Second, in a normal election---whatever can be defined as normal anymore---your thoughts about Broward Dems/Jews would be right. But I have anecdote after anecdote of people who have Jewish friends, relatives, people who live in retirement communities, assisted living, and the Jews there are terrified of Obama. One colleague has a mother in a home there, and he's a flaming lib, moaning that she is the ONLY ONE out of all Dems who is voting for Obama.
McCain will win FL by a wide, wide margin.
I am working with so many liberals in my victory office that their little side conversations give me a headache. Most days I work with my hand over one ear. With that said, may God bless them for their efforts on our behalf this time around. I seriously believe that Broward will be a 58/41/1 split to Obama which will be enough to let the saner counties turn Florida red.
Kerry beat Bush in Palm Beach and Broward however, by 400,000 votes, mostly Jewish votes.”
“Looks like McCain will pick up at least half of those.

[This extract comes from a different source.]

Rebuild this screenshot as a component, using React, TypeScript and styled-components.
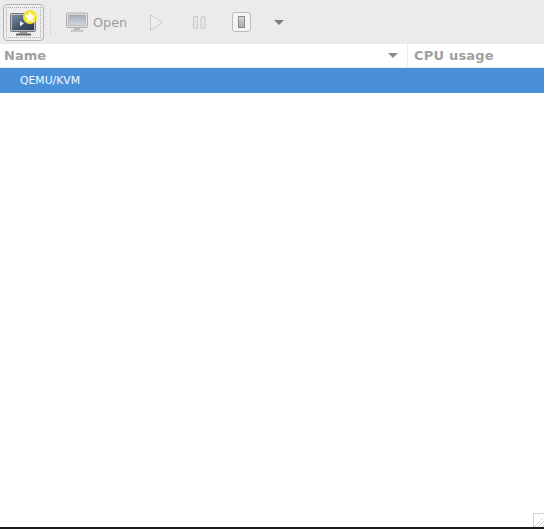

I hope so, and more! Are there any blogs out there that are known to be those that mainly discuss issues important to Jewish Americans? I have never understood why most Jewish Americans continually vote Democrat! If only the truth about Obama was reported I am sure we would have a landslide victory by McCain/Palin along with ALL of the Jewish American vote!
Pennsylvania? Unlikely by recent polling. Iowa? Something might be going on there (although real clear politics has it solidly blue and Pennsylvania light blue).

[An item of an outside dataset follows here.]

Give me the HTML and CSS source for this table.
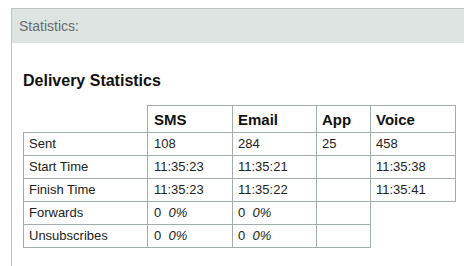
FILE: index.html
```html
<!DOCTYPE html>
<html>
<head>
<meta charset="utf-8" />
<title>Statistics</title>
<link rel="stylesheet" href="styles.css">
</head>
<body>
<div class="panel">
	<div class="panel_head">Statistics:</div>
	<div class="panel_body">
		<h3>Delivery Statistics</h3>
		<table class="stats">
			<colgroup>
				<col class="c_label" />
				<col class="c_sms" />
				<col class="c_email" />
				<col class="c_app" />
				<col class="c_voice" />
			</colgroup>
			<tr>
				<th class="blank"></th>
				<th class="sms">SMS</th>
				<th>Email</th>
				<th>App</th>
				<th>Voice</th>
			</tr>
			<tr>
				<td>Sent</td>
				<td class="sms">108</td>
				<td>284</td>
				<td>25</td>
				<td>458</td>
			</tr>
			<tr>
				<td>Start Time</td>
				<td class="sms">11:35:23</td>
				<td>11:35:21</td>
				<td></td>
				<td>11:35:38</td>
			</tr>
			<tr>
				<td>Finish Time</td>
				<td class="sms">11:35:23</td>
				<td>11:35:22</td>
				<td></td>
				<td>11:35:41</td>
			</tr>
			<tr>
				<td>Forwards</td>
				<td class="sms">0&nbsp; <em>0%</em></td>
				<td>0&nbsp; <em>0%</em></td>
				<td></td>
			</tr>
			<tr>
				<td>Unsubscribes</td>
				<td class="sms">0&nbsp; <em>0%</em></td>
				<td>0&nbsp; <em>0%</em></td>
				<td></td>
			</tr>
		</table>
	</div>
</div>
</body>
</html>
```

FILE: styles.css
```css
*{ margin:0; padding:0;}
body{ background:#fff; font-family:"Liberation Sans", Arial, sans-serif; color:#222; overflow:hidden;}

.panel{ width:480px; height:300px; margin:8px 0 0 11px; border:1px solid #bcc5c2; border-right:none; border-bottom:none;}
.panel_head{ height:34px; line-height:34px; padding-left:7px; background:#dde4e2; font-size:14px; color:#666b6d;}
.panel_body{ padding:29px 0 0 11px;}
.panel_body h3{ font-size:16px; line-height:18px; font-weight:bold; color:#111; margin-bottom:15px;}

.stats{ border-collapse:collapse; table-layout:fixed; width:433px;}
.stats .c_label{ width:124px;}
.stats .c_sms{ width:85px;}
.stats .c_email{ width:84px;}
.stats .c_app{ width:54px;}
.stats .c_voice{ width:85px;}
.stats th, .stats td{ border:1px solid #a3adad; text-align:left; padding:0 5px;}
.stats .sms{ padding-left:6px;}
.stats th{ height:26px; font-size:15px; font-weight:bold; color:#111;}
.stats th.blank{ border:none;}
.stats td{ height:22px; font-size:13px; line-height:16px;}
.stats td em{ font-style:italic;}
```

A look at the real clear politics electoral College page this morning shows: Obama/Biden act 311 of which 238 are solid and 73 leaning. McCain/palin at 127 solid plus five leaning for a total of 132. They have 95 electoral votes as tossups. Significantly, not one tossup is a blue state. All Blue States except for Pennsylvania are solid blue. Five formerly red states are now colored light blue.
I recite all of this not to reinforce pessimism, but to emphasize the overall message of my post which is that conservatism is going to have to find a whole new way of doing business if it is going to turn any of these Blue States red no matter what the outcome on Tuesday.
LS, I think we are fully in agreement- as soon as the calendar moves past Tuesday.
What is interesting to me is how the hype over Virginia has died down. I know that Obama has one event left there and McCain is doing two or three.
I don’t think McCain will lose VA or come close to losing it. A Virginia loss would be the death knell for McCain, and I just don’t see why if its at such great risk he isn’t there. Once again though, I don’t think he loses VA. Gerharty had a blog the other day showing that all the new voters are basically disbursed over the entire state including 40% in Bush Country. Even if every one of the newbies voted for zero, he wouldn’t be able to overtake Bush’s 2004 margin of victory. These polls showing Obama Up 6 to 10 points are pure poppey cock.
But, honestly, something else is afoot. Please check in later today. I'll post my final weekend analysis. Some streams are coming together and it really may not even be close.
This election, and our candidate, are the direct results of not only Bush not fighting, but of the GOP laying down after 1995's defeat. To use a name that likely will make you recoil, given your screen name, Ulysses Grant in the face of a setback attacked again, and again. Even Carville said there are more of us than of them. Use what we have---the majority of GOOD AMERICANS.
Todd Schnitt, conservative talker out of Tampa, has fielded dozens of calls from Cuban Americans in south Florida. They are warning that Obama’s promises and policies mirror those of Castro in the 50s and 60s and Chavez more recently.
They will NOT support the ‘One’.
How is McCain wooing the hispanic vote? What can he offer them that the Constitution does not already?
He can CONTINUE to allow the Constitution offer them something they want. With “that One”, it may not be the same Constitution down the road!
Huh? What does that even mean?
LOL. Yeah, BO. You do that. Get those Democrats to the polls. I agree. Cause barely 70% of 'em, it seems, are voting for you.